Two separated deep networks are applied to our experiments. One is essentially to figure out a fully automatic colorization model based on ResNet network and train three sets of distinctive data to obtain the corresponding outcomes. In order to discover the correlation between the images in the training datasets and the objective lung CT images, we implemented to reduce the size of the images. The operation is also named as feature extractions and then colorized the corresponding pixels in the target lung CT images. Eventually, it is discovered that the consequence of the images generated by using the image data is the most trustworthy. It also demonstrates that the quantity of the data have not direct influence on the finally generated images. Moreover, it witnesses that even fewer data also attains the outcomes after the entire training procedure. Deep neural networks are literately more magnificent than other machine learning methods.

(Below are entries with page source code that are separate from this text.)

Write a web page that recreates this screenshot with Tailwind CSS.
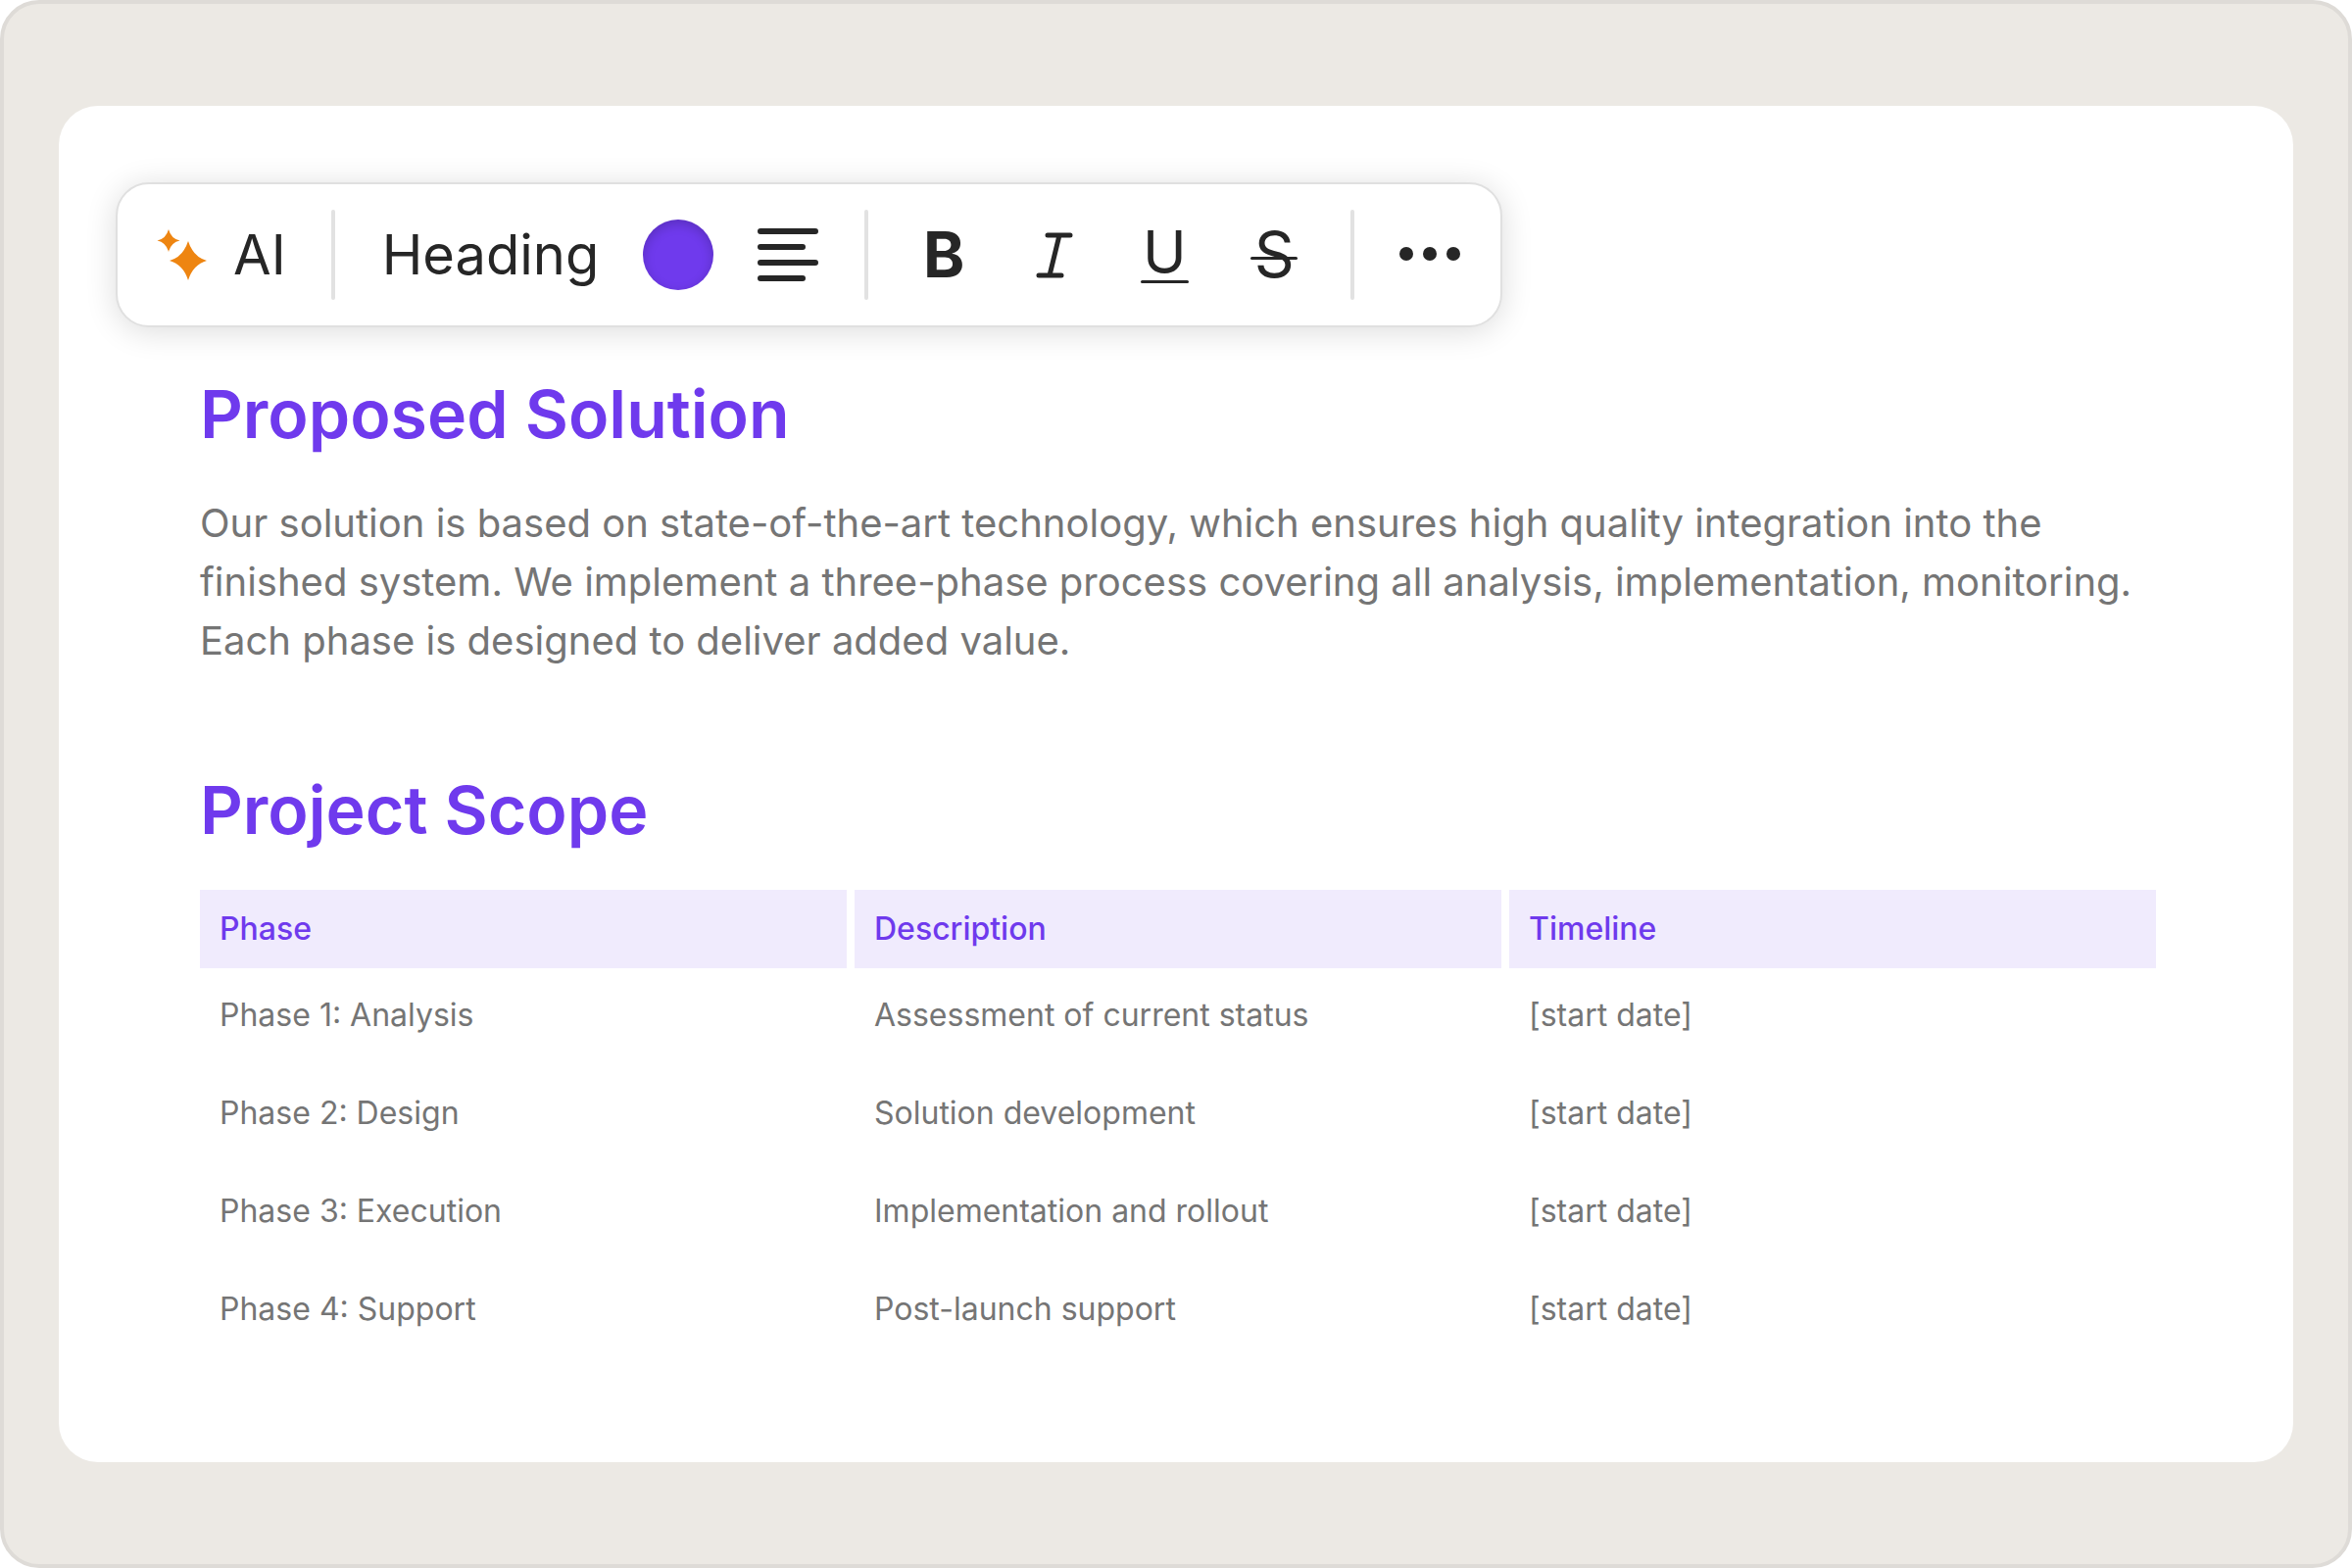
<!DOCTYPE html>
<html lang="en">
<head>
  <meta charset="UTF-8">
  <meta name="viewport" content="width=device-width, initial-scale=1.0">
  <title>Proposal Editor</title>
  <script src="https://cdn.jsdelivr.net/npm/@tailwindcss/browser@4"></script>
</head>
<body class="bg-white font-['Inter',sans-serif]">

  <div class="min-h-screen flex flex-col bg-[#ece9e4] border-4 border-[#dedbd7] rounded-[40px] px-14 py-[104px]">

    <!-- Document -->
    <main class="flex-1 bg-white rounded-[40px] pt-[78px] pb-20">

      <!-- Toolbar -->
      <div role="toolbar" aria-label="Formatting" class="w-fit ml-[58px] flex items-center h-[148px] pl-10 pr-10 bg-white border-2 border-[#e0e0e0] rounded-[34px] shadow-[0_4px_32px_rgba(0,0,0,0.14)] text-[56px] leading-[72px] text-[#262626]">
        <button class="flex items-center gap-[26px]">
          <svg class="w-[52px] h-[52px]" viewBox="0 0 52 52" fill="#ee8511">
            <path d="M12 0Q14.500 9.500 23.500 11.500Q14.500 13.500 12 23Q9.500 13.500 .5 11.500Q9.500 9.500 12 0Z" />
            <path d="M32 12Q37 28 51 32Q37 36 32 52Q27 36 13 32Q27 28 32 12Z" />
          </svg>
          AI
        </button>
        <span class="w-1 h-[92px] rounded-full bg-[#e2e2e2] ml-[46px] mr-12"></span>
        <button>Heading</button>
        <button aria-label="Text color" class="w-[72px] h-[72px] ml-[45px] rounded-full bg-[#6f3aed] shadow-[inset_0_4px_12px_rgba(0,0,0,0.2)]"></button>
        <button aria-label="Align left" class="ml-11">
          <svg class="w-16 h-16" viewBox="0 0 64 64" fill="none" stroke="#262626" stroke-width="6" stroke-linecap="round">
            <path d="M4 8h56M4 24h43M4 40h56M4 56h43" />
          </svg>
        </button>
        <span class="w-1 h-[92px] rounded-full bg-[#e2e2e2] ml-[46px] mr-[45px]"></span>
        <button aria-label="Bold" class="w-16 h-[72px] text-[64px] font-bold">B</button>
        <button aria-label="Italic" class="ml-[49px]">
          <svg class="w-16 h-16" viewBox="0 0 64 64" fill="none" stroke="#262626" stroke-width="5" stroke-linecap="round">
            <path d="M25 12h23M16 53h23M37 12L27 53" />
          </svg>
        </button>
        <button aria-label="Underline" class="ml-12 w-16 h-[72px] pt-1 flex flex-col items-center text-[60px] leading-[58px]">
          U
          <span class="w-[49px] h-[3px] rounded-full bg-[#262626]"></span>
        </button>
        <button aria-label="Strikethrough" class="ml-12 w-16 h-[72px] relative text-[64px]">
          S
          <span class="absolute left-2 right-2 top-[38px] h-[3px] rounded-full bg-[#262626]"></span>
        </button>
        <span class="w-1 h-[92px] rounded-full bg-[#e2e2e2] ml-[46px] mr-[45px]"></span>
        <button aria-label="More">
          <svg class="w-16 h-16" viewBox="0 0 64 64" fill="#262626">
            <circle cx="8" cy="31" r="7" />
            <circle cx="32" cy="31" r="7" />
            <circle cx="56" cy="31" r="7" />
          </svg>
        </button>
      </div>

      <div class="pl-36 pr-[140px] text-[#757575]">
        <h1 class="mt-12 text-[68px] leading-[80px] font-semibold text-[#6f3aed]">Proposed Solution</h1>
        <p class="mt-[42px] text-[40px] leading-[60px]">Our solution is based on state-of-the-art technology, which ensures high quality integration into the finished system. We implement a three-phase process covering all analysis, implementation, monitoring. Each phase is designed to deliver added value.</p>

        <h2 class="mt-[102px] text-[68px] leading-[80px] font-semibold text-[#6f3aed]">Project Scope</h2>

        <!-- Scope table -->
        <div class="mt-[42px] -mx-2">
          <table class="w-full table-fixed border-separate border-spacing-x-2 border-spacing-y-0 text-left text-[32px] leading-[48px]">
            <thead>
              <tr class="text-[#6f3aed]">
                <th class="px-5 py-4 bg-[#f0ebfd] font-medium">Phase</th>
                <th class="px-5 py-4 bg-[#f0ebfd] font-medium">Description</th>
                <th class="px-5 py-4 bg-[#f0ebfd] font-medium">Timeline</th>
              </tr>
            </thead>
            <tbody>
              <tr>
                <td class="px-5 pt-6 pb-7">Phase 1: Analysis</td>
                <td class="px-5 pt-6 pb-7">Assessment of current status</td>
                <td class="px-5 pt-6 pb-7">[start date]</td>
              </tr>
              <tr>
                <td class="px-5 pt-6 pb-7">Phase 2: Design</td>
                <td class="px-5 pt-6 pb-7">Solution development</td>
                <td class="px-5 pt-6 pb-7">[start date]</td>
              </tr>
              <tr>
                <td class="px-5 pt-6 pb-7">Phase 3: Execution</td>
                <td class="px-5 pt-6 pb-7">Implementation and rollout</td>
                <td class="px-5 pt-6 pb-7">[start date]</td>
              </tr>
              <tr>
                <td class="px-5 pt-6 pb-7">Phase 4: Support</td>
                <td class="px-5 pt-6 pb-7">Post-launch support</td>
                <td class="px-5 pt-6 pb-7">[start date]</td>
              </tr>
            </tbody>
          </table>
        </div>
      </div>
    </main>
  </div>

</body>
</html>
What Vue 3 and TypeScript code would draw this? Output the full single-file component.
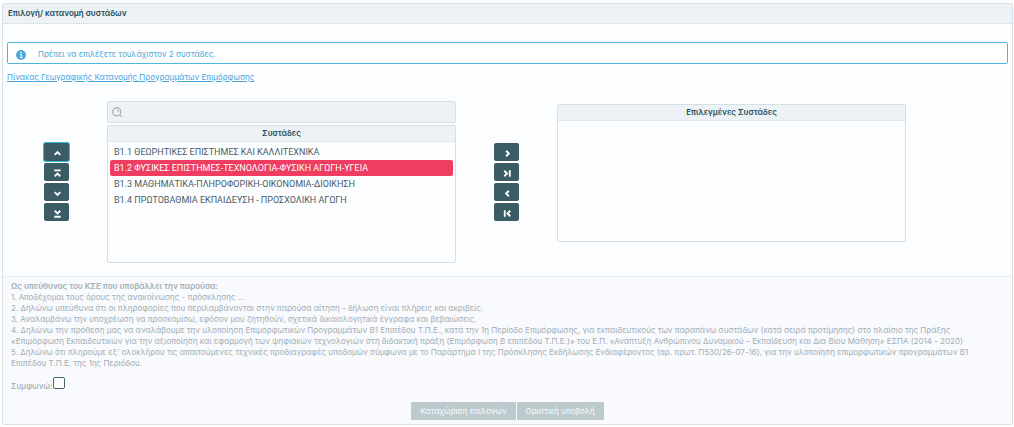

In the second approach, we utilized VGG-19 to construct a deep neural network model so as to extract the content of the reference images and then transfer both features to the target grayscale lung CT images. In order to gain the input reference images, we designed a feature space in accordance with the filter response of each layer of the VGG-19 network to capture textural information. It consists of the correspondence among various filter responses within the spatial domain of the feature map. We find that lamb images as the reference have more beneficial than the rest of meat images because of a few modifications in the original image. Furthermore, the reference image is directly related to the generated lung CT images. Eventually, through comparing these two methods, we discovered that the hybrid method gains more favourable outcomes than the fully automatic method either from a human visual system or scientific computations (PSNR and SSIM).

Overall, the hybrid method with the reference images generated more realistic outcomes compared to other two approaches because the colours of the colorized lung CT images resemble the original human lung colour. Furthermore, from the results of PSNR and SSIM, there are not obvious variations compared to the original images. Naturally, human visual system conforms to our results as the necessary reference.

In future experiments, regarding the configuration of the model, we would like to propose deep neural networks as the training models for colorizing grayscale lung CT images. Meanwhile, we will increase the training samples for various models in terms of quantity and quantity. Wang [29].